To get to the gas station!
I think this was a mix of the chicken and the turtle (to get to the Shell station) road-crossing jokes, but it was my son’s favorite when he was about five.
My yougest was fond of the interrupting cow joke and another cow knock-knock that I can’t remember right now, but the biggest laugh she ever got was when she was about two. She had heard the “old lady” knock-knock (I didn’t know you could yodel) somewhere and one night in the car she piped up from her car seat with:
Knock knock
Us:Who’s there?
Her: Old lady
Us: Old lady who?
Her: Grandma Warning!
We laughed so hard!

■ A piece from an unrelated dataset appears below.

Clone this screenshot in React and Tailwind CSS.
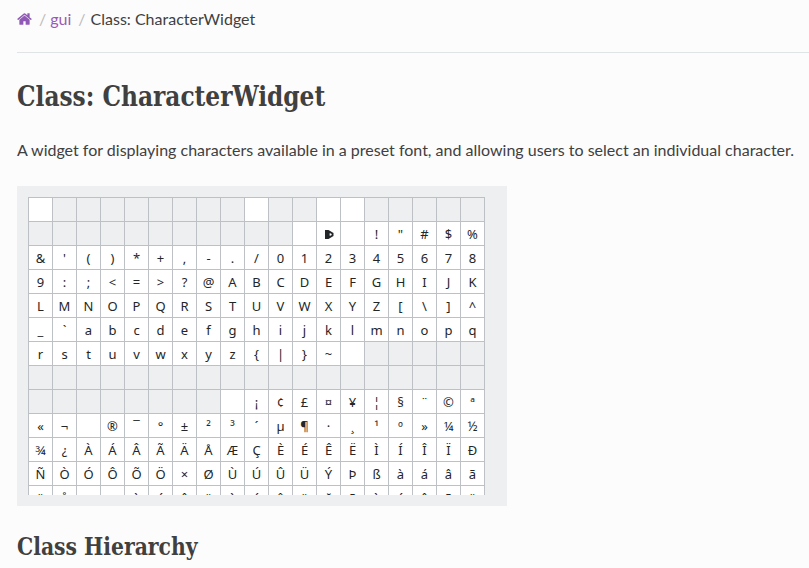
const blank = (count) => Array(count).fill(null);

const range = (from, to) =>
  Array.from({ length: to - from + 1 }, (_, i) => String.fromCharCode(from + i));

// null marks an unavailable glyph; an empty string is an available, invisible one.
const rows = [
  ['', ...blank(8), '', null, null, '', '', ...blank(5)],
  [...blank(11), '', 'marker', '', ...'!"#$%'],
  [..."&'()*+,-./012345678"],
  [...'9:;<=>?@ABCDEFGHIJK'],
  [...'LMNOPQRSTUVWXYZ[\\]^'],
  range(95, 113),
  [...range(114, 126), '', ...blank(5)],
  blank(19),
  [...blank(8), '', ...'¡¢£¤¥¦§¨©ª'],
  ['«', '¬', '', ...'®¯°±²³´µ¶·¸¹º»¼½'],
  [...'¾¿ÀÁÂÃÄÅÆÇÈÉÊËÌÍÎÏÐ'],
  [...'ÑÒÓÔÕÖ×ØÙÚÛÜÝÞßàáâã'],
  [...'äåæçèéêëìíîïðñòóôõö'],
];

function HomeIcon() {
  return (
    <svg viewBox="0 0 1664 1792" className="h-4 w-[15px] fill-[#9159b6]">
      <path d="M1408 992v480q0 26-19 45t-45 19H960v-384H704v384H320q-26 0-45-19t-19-45V992q0-1 .5-3t.5-3l575-474 575 474q1 2 1 6zm223-69l-62 74q-8 9-21 11h-3q-13 0-21-7L832 424l-692 577q-12 8-24 7-13-2-21-11l-62-74q-8-10-7-23.5t11-21.5l719-599q32-26 76-26t76 26l244 204V288q0-14 9-23t23-9h192q14 0 23 9t9 23v408l219 182q10 8 11 21.5t-7 23.5z" />
    </svg>
  );
}

function Marker() {
  return (
    <svg viewBox="0 0 9 9" className="mt-[2px] ml-px h-[9px] w-[9px]">
      <path d="M0 0h3.5l5 3v3l-5 3H0z" fill="#232629" />
      <path d="M4.6 3.2q2 0 2 1.3t-2 1.3z" fill="#fff" />
    </svg>
  );
}

function Cell({ value }) {
  return (
    <div
      className={`flex h-6 w-6 items-center justify-center border-r border-b border-[#bdc1c5] ${
        value === null ? 'bg-[#eeeff1]' : 'bg-white'
      }`}
    >
      {value === 'marker' ? <Marker /> : <span>{value}</span>}
    </div>
  );
}

export default function App() {
  return (
    <main className="h-[568px] w-full overflow-hidden bg-[#fcfcfc] pl-[17px] font-['Lato',sans-serif] text-base leading-6 text-[#404040]">
      <nav className="flex h-[53px] items-start border-b border-[#e1e4e5] pt-[7px]">
        <div className="flex h-6 items-center">
          <HomeIcon />
          <span className="ml-[7px] text-[#bbbbbb]">/</span>
          <a className="ml-1 text-[#9b59b6]">gui</a>
          <span className="ml-[7px] text-[#bbbbbb]">/</span>
          <span className="ml-[5px]">Class: CharacterWidget</span>
        </div>
      </nav>
      <h1 className="mt-[24px] h-10 origin-left scale-x-[0.925] whitespace-nowrap font-['Roboto_Slab','DejaVu_Serif_Condensed','DejaVu_Serif',serif] text-[28px] leading-10 font-bold">
        Class: CharacterWidget
      </h1>
      <p className="mt-[21px] whitespace-nowrap">
        A widget for displaying characters available in a preset font, and allowing users to select an individual character.
      </p>
      <section className="mt-6 h-80 w-[490px] bg-[#eeeff1] pt-[11px] pl-[11px]">
        <div className="h-[298px] w-[457px] overflow-hidden border-t border-l border-[#bdc1c5] font-['Noto_Sans',sans-serif] text-[13px] leading-[18px] text-[#232629]">
          {rows.map((row, r) => (
            <div key={r} className="flex">
              {row.map((value, c) => (
                <Cell key={c} value={value} />
              ))}
            </div>
          ))}
        </div>
      </section>
      <h2 className="mt-[23px] origin-left scale-x-[0.942] whitespace-nowrap font-['Roboto_Slab','DejaVu_Serif_Condensed','DejaVu_Serif',serif] text-2xl leading-9 font-bold">
        Class Hierarchy
      </h2>
    </main>
  );
}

And so did Grandma when I told it to her.
But one of the most fun things was watching that kid learn how jokes really work. She was about five and you could almost see the thought processes. All of a sudden she was seeing the sense of the punchlines and it just made her so happy! “I get it!” she would cry and just grin all over. There’s a song that the Statler Brothers do about remembering old-time things, and it includes the lines:
Knock knock
Who’s there?
Dewey
Dewey who?
Dewey remember, yes we do
And then it goes into the rest of the song.
Well, she’d heard it dozens of times, but one day she looked up with her face all lit up - “Daddy, there’s a joke in that song, and I get it!” In its own way it was as funny as any joke she ever told.
My younger sister invented this one at about the age of three. She thought it was hilarious. I was just the right age to be completely unamused – too old to find it genuinely funny, too young to find it cute.
SIS: What’s the difference between a coconut and a melon?
ME: What?
SIS: A coconut isn’t yellow when you bust it open! Ha ha ha!
I’m old enough now that it makes me giggle a bit.